French business executive (born 1959)

Pierre Gattaz (born 11 September 1959) is a French business executive. He serves as the Chairman of Radiall, an electronics manufacturer. In parallel with his activity as a company director, he holds various positions within professional organisations, first of all sectoral and then generalist, including that of President of the Federation of the Electrical, Electronic and Communication Industries (FIEEC) from 2007 to 2013. He was then President of the main French employers' organisation, the Mouvement des Entreprises de France (MEDEF), from 3 July 2013 to 3 July 2018, and then President of the BusinessEurope lobby, a position he still holds.

==Early life==
Pierre Gattaz was born on 11 September 1959 in Boulogne-Billancourt, near Paris, France. His father, Yvon Gattaz, co-founded Radiall, an electronics manufacturer, in 1952, and served as the President of the Conseil national du patronat français, a precursor to the MEDEF, from 1981 to 1986. Pierre Gattaz has indeed family ties in Creuse on the side of his wife Marie-Aude Gattaz, in the sector of La Souterraine.
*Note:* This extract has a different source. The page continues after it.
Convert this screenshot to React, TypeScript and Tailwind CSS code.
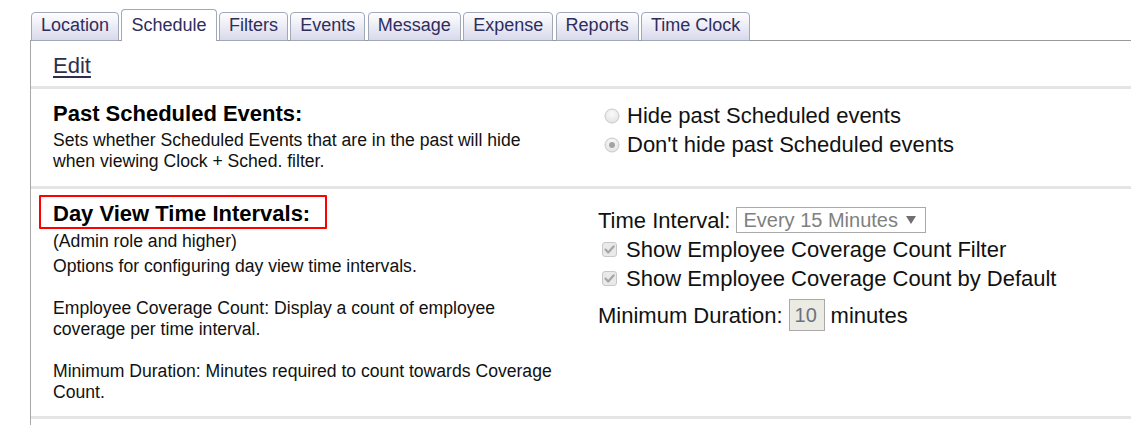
import React from "react";

const tabs = ["Location", "Schedule", "Filters", "Events", "Message", "Expense", "Reports", "Time Clock"];

function Radio({ checked }: { checked?: boolean }) {
  return (
    <svg width="16" height="16" viewBox="0 0 16 16" className="shrink-0">
      <defs>
        <radialGradient id={checked ? "rg1" : "rg2"} cx="50%" cy="35%" r="65%">
          <stop offset="0%" stopColor="#fbfbfb" />
          <stop offset="100%" stopColor="#e2e2e2" />
        </radialGradient>
      </defs>
      <circle cx="8" cy="8" r="7" fill={`url(#${checked ? "rg1" : "rg2"})`} stroke="#c9c9c9" strokeWidth="1" />
      {checked && <circle cx="8" cy="8" r="3" fill="#a3a3a3" />}
    </svg>
  );
}

function Check() {
  return (
    <svg width="15" height="15" viewBox="0 0 15 15" className="shrink-0">
      <rect x="0.5" y="0.5" width="14" height="14" rx="2.5" fill="#e9e9e9" stroke="#c8c8c8" />
      <path d="M3.5 7.6 L6.2 10.4 L11.6 4.4" fill="none" stroke="#a5a5a5" strokeWidth="2.2" strokeLinecap="round" strokeLinejoin="round" />
    </svg>
  );
}

export default function App() {
  return (
    <div className="w-[1131px] h-[425px] overflow-hidden bg-white text-black" style={{ fontFamily: '"Liberation Sans", Arial, sans-serif' }}>
      <div className="pl-[30px] pt-[9px]">
        <div className="relative z-10 flex items-end gap-[2.4px] pl-px mb-[-1px]">
          {tabs.map((t) =>
            t === "Schedule" ? (
              <div
                key={t}
                className="h-[32px] flex items-end px-[9px] pb-[5px] border border-b-0 border-[#9fa9b8] rounded-t-[4px] bg-white text-[18px] leading-[21px] text-[#2e2e5c]"
              >
                {t}
              </div>
            ) : (
              <div
                key={t}
                className="h-[29px] flex items-end px-[9px] pb-[4px] border border-[#9fa9b8] rounded-t-[4px] bg-gradient-to-b from-[#fefeff] to-[#d9d9ec] text-[18px] leading-[21px] text-[#2e2e5c]"
              >
                {t}
              </div>
            )
          )}
        </div>
        <div className="border-t border-l border-t-[#999999] border-l-[#a8a8a8] h-[400px]">
          <div className="pl-[22px] pt-[12px] pb-[6px]">
            <span className="text-[22px] leading-[26px] underline underline-offset-[3px] text-[#2f2f4c]">Edit</span>
          </div>
          <div className="h-[3px] bg-[#e5e5e5]" />

          <div className="flex">
            <div className="w-[567px] shrink-0 pl-[22px] pt-[12px] pb-[14px]">
              <div className="text-[22px] leading-[25px] font-bold">Past Scheduled Events:</div>
              <div className="mt-[4px] text-[17.6px] leading-[21px] text-[#111]">
                Sets whether Scheduled Events that are in the past will hide
                <br />
                when viewing Clock + Sched. filter.
              </div>
            </div>
            <div className="pt-[14px] text-[22px] leading-[25px] text-[#111]">
              <div className="flex items-center gap-[7px] pl-[6px]">
                <Radio />
                <span>Hide past Scheduled events</span>
              </div>
              <div className="flex items-center gap-[7px] pl-[6px] mt-[4px]">
                <Radio checked />
                <span>Don't hide past Scheduled events</span>
              </div>
            </div>
          </div>
          <div className="h-[3px] bg-[#e5e5e5]" />

          <div className="flex">
            <div className="w-[567px] shrink-0 pl-[22px] pt-[12px] pb-[13px]">
              <div className="relative inline-block text-[22px] leading-[25px] font-bold">
                Day View Time Intervals:
                <span className="absolute left-[-14px] right-[-17px] top-[-6px] bottom-[-3px] border-2 border-[#f00] rounded-[1px]" />
              </div>
              <div className="mt-[3px] text-[17.6px] leading-[21px] text-[#111]">(Admin role and higher)</div>
              <div className="mt-[4px] text-[17.6px] leading-[21px] text-[#111]">
                Options for configuring day view time intervals.
                <br />
                <br />
                Employee Coverage Count: Display a count of employee
                <br />
                coverage per time interval.
                <br />
                <br />
                Minimum Duration: Minutes required to count towards Coverage
                <br />
                Count.
              </div>
            </div>
            <div className="pt-[18px] text-[22px] leading-[25px] text-[#111]">
              <div className="flex items-center h-[26px]">
                <span>Time Interval:</span>
                <div className="ml-[6px] h-[26px] w-[190px] border border-[#a9a9a9] flex items-center pl-[6px] pr-[9px] text-[20px] text-[#808080]">
                  <span className="flex-1">Every 15 Minutes</span>
                  <svg width="10" height="8" viewBox="0 0 10 8">
                    <path d="M0 0 L10 0 L5 8 Z" fill="#6f6f6f" />
                  </svg>
                </div>
              </div>
              <div className="flex items-center h-[28px] mt-[2px] pl-[4px] gap-[9px]">
                <Check />
                <span>Show Employee Coverage Count Filter</span>
              </div>
              <div className="flex items-center h-[28px] mt-[1px] pl-[4px] gap-[9px]">
                <Check />
                <span>Show Employee Coverage Count by Default</span>
              </div>
              <div className="flex items-center h-[32px] mt-[7px]">
                <span>Minimum Duration:</span>
                <div className="ml-[6px] h-[32px] w-[36px] border border-[#a9a9a9] bg-[#ebebe4] flex items-center pl-[5px] text-[20px] text-[#6a7280]">
                  10
                </div>
                <span className="ml-[6px]">minutes</span>
              </div>
            </div>
          </div>
          <div className="h-[3px] bg-[#e5e5e5]" />
        </div>
      </div>
    </div>
  );
}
Gattaz graduated from the École nationale supérieure des télécommunications de Bretagne, where he received a bachelor of science degree in engineering. He received a certificate in administrative management from George Washington University in Washington, D.C.

==Career==
Gattaz worked as a business attache at the Embassy of France, Washington, D.C. He returned to France to work for Dassault Electronique, a subsidiary of the Dassault Group, from 1984 to 1989. He served as General Manager of Fontaine Electronique Convergie, a subsidiary of Dynaction, from 1989 to 1992.

Gattaz joined the family business, Radiall, as General Manager in 1992. He has served as its Chairman since 1994. Under his leadership, the corporation has expanded from the defense sector into telecommunications and aeronautics. He also increased its marketshare in the United States, India, Japan and China. He relocated a plant to Mexico in order to raise more capital for research and development.

Gattaz served as the President of the Groupement professionnel des industries de composants systèmes électroniques (GIXEL) in 1999. He was President of the Fédération des Industries Electriques, Electroniques et de Communication in 2007. Since 2013, Gattaz has served as the President of the Mouvement des Entreprises de France, the main pro-business organization in France. He is a proponent of deregulation.

Gattaz serves on the Conseil national de l’industrie. He is a member of La Fabrique de l'Industrie, a pro-business think tank.

Gattaz is a Knight of the Legion of Honour and an Officer of the National Order of Merit.

==Personal life==
Gattaz is married to Marie-Aude Gattaz, a city councillor for The Republicans in Le Vésinet. They have four children.

==Bibliography==
- Gattaz, Pierre. Le Printemps des magiciens : La Révolution industrielle, c’est maintenant ! (Paris, France: Nouveau Monde Editions 2009; 191 pages).
- Gattaz, Pierre. La France de tous les possibles. 2016.